Women more likely to have noncirrhotic HCC, underlying NAFLD
Compared with men, women had a significantly higher frequency of underlying nonalcoholic fatty liver disease and noncirrhotic hepatocellular carcinoma, according to data published in the American Journal of Gastroenterology.
“Women presented with less-advanced HCC and had a greater overall survival,” Meaghan Phipps, MD, from the department of medicine, division of digestive and liver diseases at Columbia University Irving Medical Center in New York, and colleagues wrote.
Phipps and colleagues identified 5,327 patients with HCC from January 2000 to June 2014 from five centers; 1,203 of these patients were women. Investigators collected clinical information, tumor characteristics and survival data. They used published criteria to assess the presence of underlying cirrhosis.
Results showed women had a significantly higher frequency of NAFLD (23% vs. 12%). Further, women had a lower frequency of alcoholic liver disease compared with men (5% vs. 15%). Women had a significantly higher proportion of noncirrhotic HCC (17% vs 10%; P < 0.0001).
“Women had less-advanced HCC at presentation by tumor, node, metastasis staging (P < 0.0001) and a higher proportion within Milan criteria (39% vs 35%; P = .002),” the researchers wrote.

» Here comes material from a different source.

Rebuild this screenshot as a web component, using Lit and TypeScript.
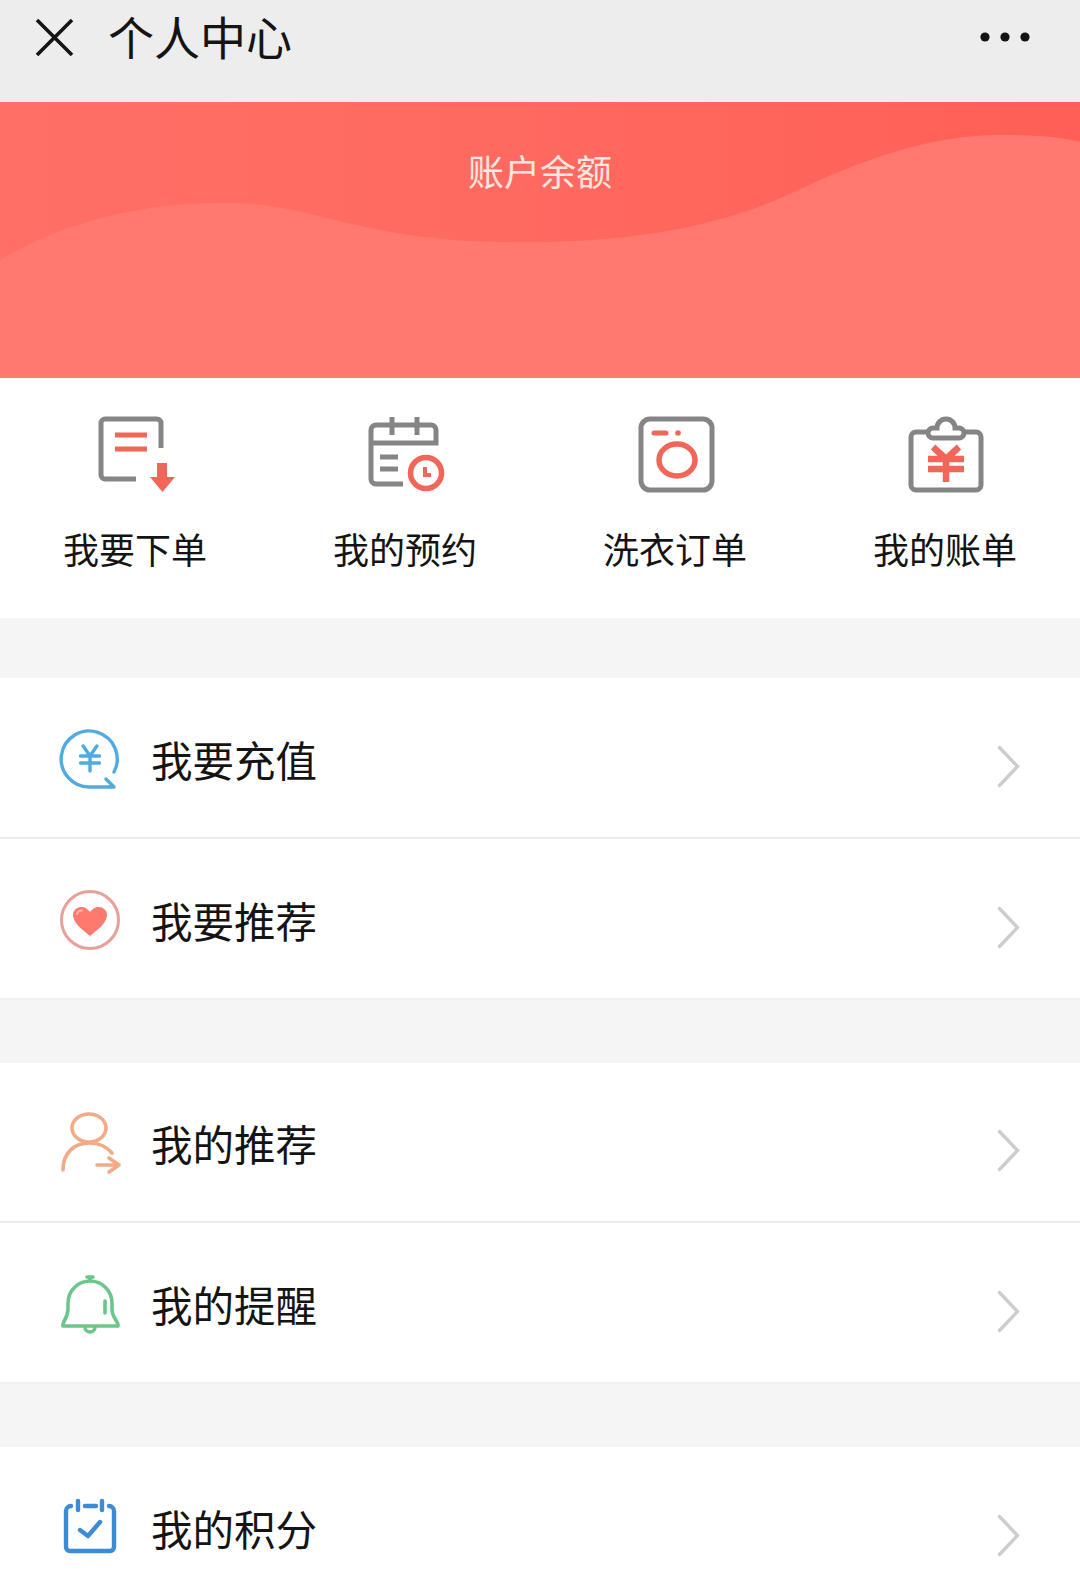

Women had greater overall survival than men (2.5 years vs. 2.2 years; P = .0031).
“Focusing on the high prevalence of NAFLD in women who develop HCC despite similar rates of traditionally associated risk factors and comorbidities will be important for better characterizing their specific risk, especially given the associated high rates of noncirrhotic HCC within this group,” the researchers wrote.